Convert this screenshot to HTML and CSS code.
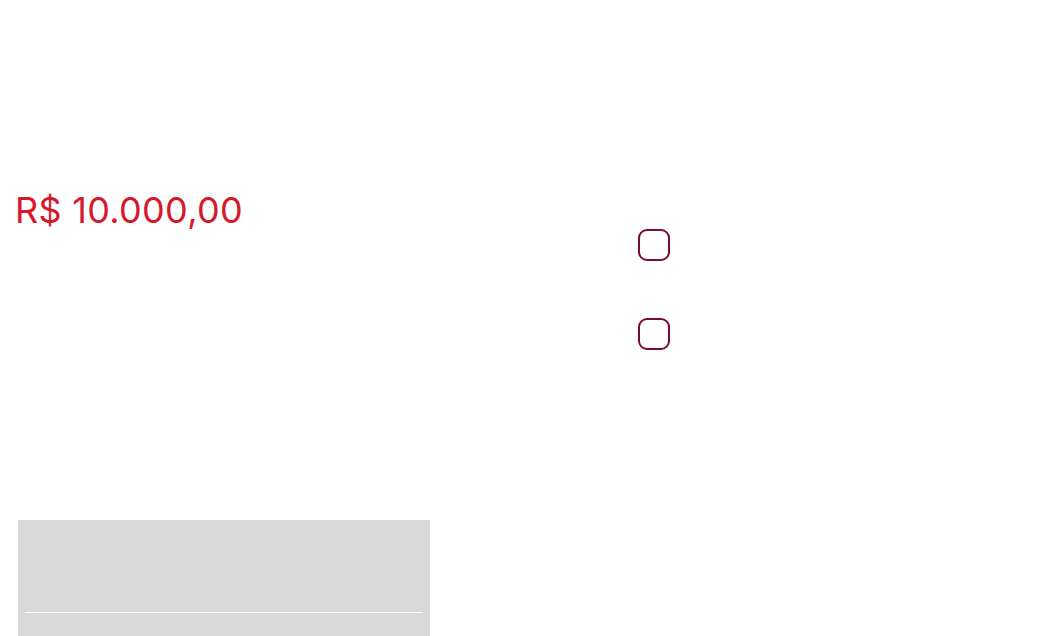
FILE: index.html
```html
<!DOCTYPE html>
<html lang="pt-BR">
<head>
<meta charset="utf-8">
<title>Valor</title>
<link rel="stylesheet" href="styles.css">
</head>
<body>
<main class="page">
  <section class="left">
    <div class="price">R$ 10.000,00</div>
    <div class="panel">
      <div class="panel-line"></div>
    </div>
  </section>
  <section class="right">
    <div class="checks">
      <span class="checkbox"></span>
      <span class="checkbox"></span>
    </div>
  </section>
</main>
</body>
</html>
```
FILE: styles.css
```css
html, body {
  margin: 0;
  padding: 0;
  background: #ffffff;
  height: 100%;
  overflow: hidden;
}
body {
  font-family: Inter, "Noto Sans", sans-serif;
}
.page {
  display: grid;
  grid-template-columns: 638px 1fr;
  height: 636px;
}
.left {
  display: flex;
  flex-direction: column;
  padding-top: 188px;
}
.price {
  padding-left: 15px;
  font-size: 36px;
  line-height: 44px;
  color: #d7182a;
  font-weight: 400;
  letter-spacing: 0.3px;
}
.panel {
  margin-top: 288px;
  margin-left: 18px;
  width: 412px;
  flex: 1;
  background: #d9d9d9;
  display: flex;
  flex-direction: column;
  padding: 92px 8px 0 7px;
  box-sizing: border-box;
}
.panel-line {
  height: 1px;
  background: #ffffff;
}
.right {
  padding-top: 229px;
}
.checks {
  display: flex;
  flex-direction: column;
  gap: 57px;
}
.checkbox {
  display: block;
  width: 32px;
  height: 32px;
  box-sizing: border-box;
  border: 2px solid #7a0a3a;
  border-radius: 9px;
}
```
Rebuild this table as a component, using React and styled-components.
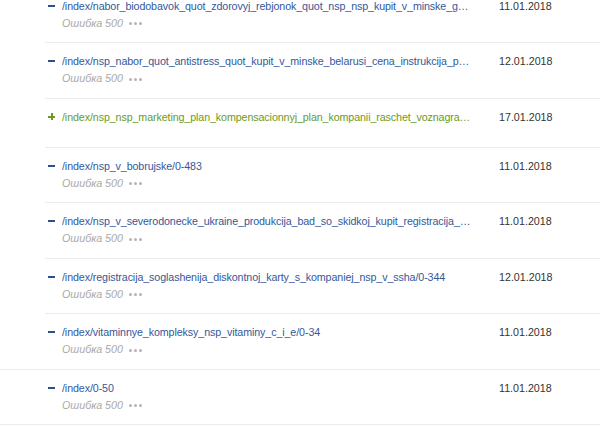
import React from "react";
import styled, { createGlobalStyle } from "styled-components";

const GlobalStyle = createGlobalStyle`
  html, body {
    margin: 0;
    padding: 0;
    background: #ffffff;
    overflow: hidden;
  }
  body {
    font-family: "Liberation Sans", Arial, sans-serif;
  }
`;

const List = styled.div`
  margin-top: -12.5px;
  display: flex;
  flex-direction: column;
`;

const Row = styled.div`
  display: flex;
  align-items: flex-start;
  margin-left: ${(p) => (p.$full ? "0" : "45px")};
  padding: 10px 0 ${(p) => (p.$short ? "22px" : "10.5px")} ${(p) => (p.$full ? "45px" : "0")};
  border-bottom: 1px solid #ebebeb;
`;

const IconCol = styled.div`
  width: 17px;
  height: 16px;
  flex: none;
  display: flex;
  align-items: center;
  padding-left: 3px;
  box-sizing: border-box;
`;

const Minus = styled.span`
  display: block;
  width: 7px;
  height: 2px;
  background: #2f4f8c;
`;

const Plus = styled.span`
  position: relative;
  display: block;
  width: 7px;
  height: 7px;
  &::before,
  &::after {
    content: "";
    position: absolute;
    background: #6a9a25;
  }
  &::before {
    left: 0;
    right: 0;
    top: 2.5px;
    height: 2px;
  }
  &::after {
    top: 0;
    bottom: 0;
    left: 2.5px;
    width: 2px;
  }
`;

const Main = styled.div`
  width: 437px;
  flex: none;
  display: flex;
  flex-direction: column;
`;

const Title = styled.a`
  display: block;
  width: 410px;
  font-size: 10.7px;
  line-height: 16px;
  letter-spacing: -0.1px;
  color: ${(p) => (p.$added ? "#6a9a25" : "#34589a")};
  text-decoration: none;
  white-space: nowrap;
  overflow: hidden;
  text-overflow: ellipsis;
`;

const ErrorLine = styled.div`
  display: flex;
  align-items: center;
  gap: 6px;
  height: 18px;
  font-size: 10.7px;
  font-style: italic;
  color: #a9a9a9;
`;

const Dots = styled.span`
  display: inline-flex;
  gap: 2px;
  margin-top: 2px;
`;

const Dot = styled.span`
  width: 3px;
  height: 3px;
  border-radius: 50%;
  background: #b4b4b4;
`;

const DateCell = styled.div`
  font-size: 10.7px;
  line-height: 16px;
  color: #333333;
`;

const rows = [
  { path: "/index/nabor_biodobavok_quot_zdorovyj_rebjonok_quot_nsp_nsp_kupit_v_minske_gomele_brest", date: "11.01.2018" },
  { path: "/index/nsp_nabor_quot_antistress_quot_kupit_v_minske_belarusi_cena_instrukcija_po_primeneniju", date: "12.01.2018" },
  { path: "/index/nsp_nsp_marketing_plan_kompensacionnyj_plan_kompanii_raschet_voznagrazhdenija", date: "17.01.2018", added: true },
  { path: "/index/nsp_v_bobrujske/0-483", date: "11.01.2018" },
  { path: "/index/nsp_v_severodonecke_ukraine_produkcija_bad_so_skidkoj_kupit_registracija_v_nsp", date: "11.01.2018" },
  { path: "/index/registracija_soglashenija_diskontnoj_karty_s_kompaniej_nsp_v_ssha/0-344", date: "12.01.2018" },
  { path: "/index/vitaminnye_kompleksy_nsp_vitaminy_c_i_e/0-34", date: "11.01.2018", full: true },
  { path: "/index/0-50", date: "11.01.2018", full: true },
];

export default function App() {
  return (
    <>
      <GlobalStyle />
      <List>
        {rows.map((r) => (
          <Row key={r.path} $full={r.full} $short={r.added}>
            <IconCol>{r.added ? <Plus /> : <Minus />}</IconCol>
            <Main>
              <Title href="#" $added={r.added}>
                {r.path}
              </Title>
              {!r.added && (
                <ErrorLine>
                  Ошибка 500
                  <Dots>
                    <Dot />
                    <Dot />
                    <Dot />
                  </Dots>
                </ErrorLine>
              )}
            </Main>
            <DateCell>{r.date}</DateCell>
          </Row>
        ))}
      </List>
    </>
  );
}
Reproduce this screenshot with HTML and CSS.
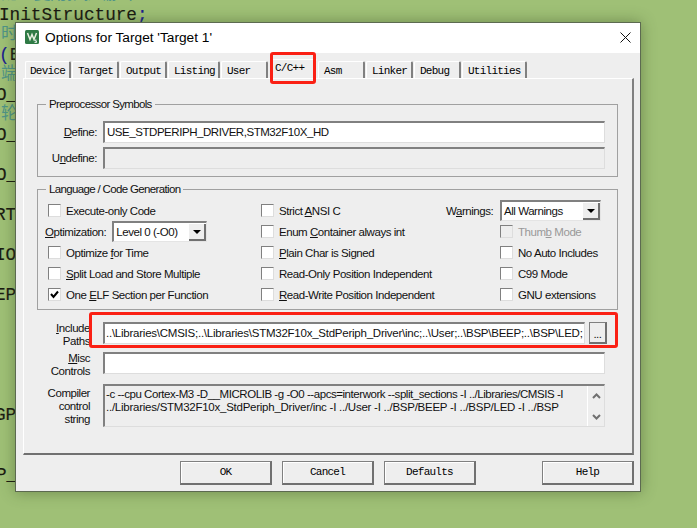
FILE: index.html
```html
<!DOCTYPE html>
<html lang="en">
<head>
<meta charset="utf-8">
<title>Options for Target 'Target 1'</title>
<link rel="stylesheet" href="styles.css">
</head>
<body>
<div class="code"><div class="cm">配置复用推挽输出</div><div>InitStructure<span class="blue">;</span></div><div class="cm">时钟</div><div><span class="blue">(</span>B</div><div class="cm">端口</div><div class="cut">O_</div><div class="cm">轮输</div><div class="cut">O_</div><div>&nbsp;</div><div class="cut">O_</div><div>&nbsp;</div><div class="cut2">RT</div><div>&nbsp;</div><div class="cut2">IO</div><div>&nbsp;</div><div class="cut2">EP</div><div>&nbsp;</div><div>&nbsp;</div><div>&nbsp;</div><div>&nbsp;</div><div>&nbsp;</div><div class="cut2">GP</div><div>&nbsp;</div><div>&nbsp;</div><div class="cut">P_</div></div>

<div class="window">
  <div class="titlebar">
    <svg class="app-icon" width="14" height="14" viewBox="0 0 14 14"><rect width="14" height="14" rx="1.5" fill="#2f7a45"/><path d="M2.5 3 L5 9.5 L7 4.5 L9 9.5 L11.5 3" fill="none" stroke="#e8f0e0" stroke-width="1.5"/><path d="M9.5 12.5 h2 v-1.5 h-1.5 v-1 h1.5" fill="none" stroke="#fff" stroke-width=".8"/></svg>
    <span class="title">Options for Target 'Target 1'</span>
    <svg class="close" width="11" height="11" viewBox="0 0 11 11"><path d="M.5 .5 L10.5 10.5 M10.5 .5 L.5 10.5" stroke="#111" stroke-width="1" fill="none"/></svg>
  </div>
  <div class="body">
    <div class="tabs">
      <div class="tab w47">Device</div>
      <div class="tab w48">Target</div>
      <div class="tab w48">Output</div>
      <div class="tab w53">Listing</div>
      <div class="tab w48 pad-end">User</div>
      <div class="tab active">C/C++</div>
      <div class="tab w48">Asm</div>
      <div class="tab w48">Linker</div>
      <div class="tab w48">Debug</div>
      <div class="tab w65">Utilities</div>
    </div>
    <div class="panel">
      <fieldset class="group g1">
        <legend>Preprocessor Symbols</legend>
        <div class="field-row"><label class="lbl l1"><u>D</u>efine:</label><div class="input">USE_STDPERIPH_DRIVER,STM32F10X_HD</div></div>
        <div class="field-row gap4"><label class="lbl l1">U<u>n</u>define:</label><div class="input off"></div></div>
      </fieldset>
      <fieldset class="group g2">
        <legend>Language / Code Generation</legend>
        <div class="opts">
          <div class="chk"><i class="box"></i>Execute-only Code</div>
          <div class="chk"><i class="box"></i><span>Strict <u>A</u>NSI C</span></div>
          <div class="warn"><span class="warn-l">W<u>a</u>rnings:</span><div class="select sw"><span>All Warnings</span><b class="arrow"></b></div></div>

          <div class="opt-row"><span><u>O</u>ptimization:</span><div class="select so"><span>Level 0 (-O0)</span><b class="arrow"></b></div></div>
          <div class="chk"><i class="box"></i><span>Enum <u>C</u>ontainer always int</span></div>
          <div class="chk dis"><i class="box"></i><span>Thum<u>b</u> Mode</span></div>

          <div class="chk"><i class="box"></i><span>Optimize <u>f</u>or Time</span></div>
          <div class="chk"><i class="box"></i><span><u>P</u>lain Char is Signed</span></div>
          <div class="chk"><i class="box"></i>No Auto Includes</div>

          <div class="chk"><i class="box"></i><span><u>S</u>plit Load and Store Multiple</span></div>
          <div class="chk"><i class="box"></i>Read-Only Position Independent</div>
          <div class="chk"><i class="box"></i>C99 Mode</div>

          <div class="chk"><i class="box on"><svg width="9" height="9" viewBox="0 0 9 9"><path d="M1 4 L3.5 7 L8 1.5" fill="none" stroke="#000" stroke-width="2"/></svg></i><span>One <u>E</u>LF Section per Function</span></div>
          <div class="chk"><i class="box"></i><span><u>R</u>ead-Write Position Independent</span></div>
          <div class="chk"><i class="box"></i>GNU extensions</div>
        </div>
      </fieldset>
      <div class="field-row row-inc">
        <label class="lbl l2"><u>I</u>nclude<br>Paths</label>
        <div class="input inc">..\Libraries\CMSIS;..\Libraries\STM32F10x_StdPeriph_Driver\inc;..\User;..\BSP\BEEP;..\BSP\LED;</div>
        <div class="browse">...</div>
      </div>
      <div class="field-row row-misc">
        <label class="lbl l2"><u>M</u>isc<br>Controls</label>
        <div class="input"></div>
      </div>
      <div class="field-row row-cc">
        <label class="lbl l2 l3">Compiler<br>control<br>string</label>
        <div class="input off cc">
          <div class="cc-text"><span class="cc-line">-c --cpu Cortex-M3 -D__MICROLIB -g -O0 --apcs=interwork --split_sections -I ../Libraries/CMSIS -I</span><span class="cc-line wide">../Libraries/STM32F10x_StdPeriph_Driver/inc -I ../User -I ../BSP/BEEP -I ../BSP/LED -I ../BSP</span></div>
          <div class="cc-scroll">
            <svg width="9" height="6" viewBox="0 0 9 6"><path d="M1 5 L4.5 1.5 L8 5" fill="none" stroke="#707070" stroke-width="2"/></svg>
            <svg width="9" height="6" viewBox="0 0 9 6"><path d="M1 1 L4.5 4.5 L8 1" fill="none" stroke="#707070" stroke-width="2"/></svg>
          </div>
        </div>
      </div>
    </div>
    <div class="actions">
      <div class="btn">OK</div>
      <div class="btn">Cancel</div>
      <div class="btn">Defaults</div>
      <div class="btn help">Help</div>
    </div>
  </div>
  <div class="mark mark-tab"></div>
  <div class="mark mark-inc"></div>
</div>
</body>
</html>
```
FILE: styles.css
```css
* { box-sizing: border-box; }
html, body { margin: 0; height: 100%; }
body {
  background: #9fc076;
  overflow: hidden;
  position: relative;
  font-family: "Liberation Sans", Arial, sans-serif;
  font-size: 11.5px;
  letter-spacing: -0.45px;
  color: #111;
}
u { text-underline-offset: 1px; }

.code {
  position: absolute;
  left: -1px;
  top: -15px;
  font: 17.7px/20px "Liberation Mono", "Noto Sans CJK SC", monospace;
  letter-spacing: 0;
  color: #1a1a12;
  -webkit-text-stroke: .15px #1a1a12;
  white-space: nowrap;
}
.code .cm {
  color: #4f9488;
  -webkit-text-stroke: 0;
  padding-left: 2px;
  font-size: 16.5px;
}
.code .blue { color: #1c1c90; -webkit-text-stroke-color: #1c1c90; }
.code .cut { margin-left: -3px; }
.code .cut2 { margin-left: -4px; }

.window {
  position: absolute;
  left: 15px;
  top: 22px;
  width: 626px;
  height: 470px;
  border: 1px solid #5c6a50;
  background: #f0f0f0;
  box-shadow: 0 0 14px rgba(50, 70, 30, .45);
  display: flex;
  flex-direction: column;
}
.titlebar {
  height: 30px;
  background: #fff;
  display: flex;
  align-items: center;
  padding: 0 9px 2px 9px;
}
.app-icon { flex: none; }
.title {
  margin-left: 6px;
  font: 13.7px "Liberation Sans", sans-serif;
  letter-spacing: 0;
  color: #000;
  flex: 1;
}
.close { flex: none; margin-left: auto; }

.body {
  flex: 1;
  padding: 8px 7px 0 7px;
  background: #eee;
  display: flex;
  flex-direction: column;
}

.tabs {
  display: flex;
  height: 17px;
  padding-left: 2px;
  font: 11px/18px "Liberation Mono", monospace;
  letter-spacing: -0.75px;
  color: #000;
}
.tab {
  height: 17px;
  padding-left: 5px;
  border-top: 1px solid #fff;
  border-left: 1px solid #fff;
  border-right: 2px solid #808080;
  margin-right: 1px;
  border-radius: 2px 2px 0 0;
  white-space: nowrap;
}
.w47 { width: 46px; padding-left: 4px; }
.w48 { width: 47px; }
.w53 { width: 52px; }
.w65 { width: 65px; }
.pad-end { margin-right: 2px; }
.tab.active {
  width: 47px;
  height: 19px;
  margin-top: -2px;
  margin-right: 1px;
  border-right: 0;
  padding-left: 4px;
  line-height: 16px;
  position: relative;
  z-index: 1;
  background: #eee;
}

.panel {
  width: 611px;
  height: 377px;
  background: #eee;
  border-top: 1px solid #fff;
  border-left: 1px solid #fff;
  border-right: 2px solid #808080;
  border-bottom: 2px solid #707070;
  padding: 17px 0 0 13px;
}

.group {
  width: 581px;
  margin: 0;
  border: 1px solid #a0a0a0;
  padding: 0;
  min-width: 0;
}
.group legend {
  margin-left: 8px;
  padding: 0 3px;
  line-height: 17px;
  font-size: 11.5px;
  letter-spacing: -0.65px;
}
.g1 { height: 81px; padding-top: 8px; }
.g2 { height: 129px; margin-top: 4px; padding: 2px 0 0 10px; }
.g2 legend { margin-left: -2px; }

.field-row { display: flex; }
.gap4 { margin-top: 4px; }
.lbl { flex: none; text-align: right; line-height: 13px; }
.l1 { width: 59px; padding-top: 5px; }
.l2 { width: 53px; margin-right: 7px; }
.l3 { padding-top: 3px; }

.input {
  flex: none;
  width: 502px;
  height: 22px;
  margin-left: 6px;
  background: #fff;
  border-top: 2px solid #808080;
  border-left: 2px solid #808080;
  border-right: 1px solid #ddd;
  border-bottom: 1px solid #ddd;
  padding: 0 0 0 2px;
  line-height: 18px;
  white-space: nowrap;
  overflow: hidden;
}
.input.off { background: #eee; }

.opts {
  display: grid;
  grid-template-columns: 213px 239px 1fr;
  grid-auto-rows: 21px;
  align-items: center;
}
.chk { display: flex; align-items: center; height: 21px; white-space: nowrap; }
.box {
  flex: none;
  width: 13px;
  height: 13px;
  margin-right: 5px;
  background: #fff;
  border-top: 1px solid #808080;
  border-left: 1px solid #808080;
  border-right: 1px solid #ddd;
  border-bottom: 1px solid #ddd;
  display: flex;
  align-items: center;
  justify-content: center;
}
.chk.dis { color: #999; }
.chk.dis .box { background: #eee; }

.warn { display: flex; align-items: center; margin-left: -54px; }
.warn-l { width: 54px; }
.opt-row { display: flex; align-items: center; gap: 6px; margin-left: -3px; }

.select {
  display: flex;
  align-items: center;
  justify-content: space-between;
  height: 21px;
  background: #fff;
  border-top: 2px solid #808080;
  border-left: 2px solid #808080;
  border-right: 1px solid #e4e4e4;
  border-bottom: 1px solid #e4e4e4;
  padding-left: 2px;
}
.sw { width: 101px; }
.so { width: 95px; }
.arrow {
  flex: none;
  width: 17px;
  height: 17px;
  background: #eee;
  border-right: 2px solid #707070;
  border-bottom: 2px solid #707070;
  position: relative;
}
.arrow::after {
  content: "";
  position: absolute;
  left: 4px;
  top: 6px;
  border: 4px solid transparent;
  border-top: 4px solid #000;
  border-bottom: 0;
}

.row-inc { margin-top: 12px; height: 22px; }
.inc { width: 482px; padding-left: 1px; letter-spacing: -0.24px; }
.browse {
  flex: none;
  width: 18px;
  height: 22px;
  margin-left: 4px;
  background: #eee;
  border: 1px solid #808080;
  border-right: 2px solid #707070;
  border-bottom: 2px solid #707070;
  text-align: center;
  line-height: 22px;
}
.row-misc { margin-top: 8px; height: 22px; }
.row-cc { margin-top: 10px; height: 43px; }
.cc { height: 43px; display: flex; padding: 0 0 0 1px; }
.cc-text { flex: 1; line-height: 13px; padding-top: 2px; color: #111; min-width: 0; }
.cc-line { display: block; }
.cc-line.wide { letter-spacing: -0.25px; }
.cc-scroll {
  flex: none;
  width: 17px;
  border-left: 1px solid #fff;
  display: flex;
  flex-direction: column;
  align-items: center;
  justify-content: space-between;
  padding: 7px 0 6px;
}
.cc-scroll svg { display: block; }

.actions {
  display: flex;
  gap: 10px;
  margin-top: 6px;
  padding-left: 157px;
}
.btn {
  width: 92px;
  height: 24px;
  background: #eee;
  border: 1px solid #808080;
  border-right: 2px solid #707070;
  border-bottom: 2px solid #707070;
  box-shadow: inset 1px 1px 0 #fff;
  font: 11px/21px "Liberation Mono", monospace;
  letter-spacing: -0.75px;
  text-align: center;
  color: #000;
}
.help { margin-left: auto; margin-right: -1px; }

.mark {
  position: absolute;
  border: 3px solid #fa2014;
  border-radius: 3px;
  z-index: 3;
}
.mark-tab { left: 254px; top: 29px; width: 46px; height: 32px; }
.mark-inc { left: 73px; top: 289px; width: 529px; height: 36px; }
```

WHAT IS REQUIRED:
State how many lines of the listing above include the word "components". Give nothing but the number.

FULL OUTPUT:
2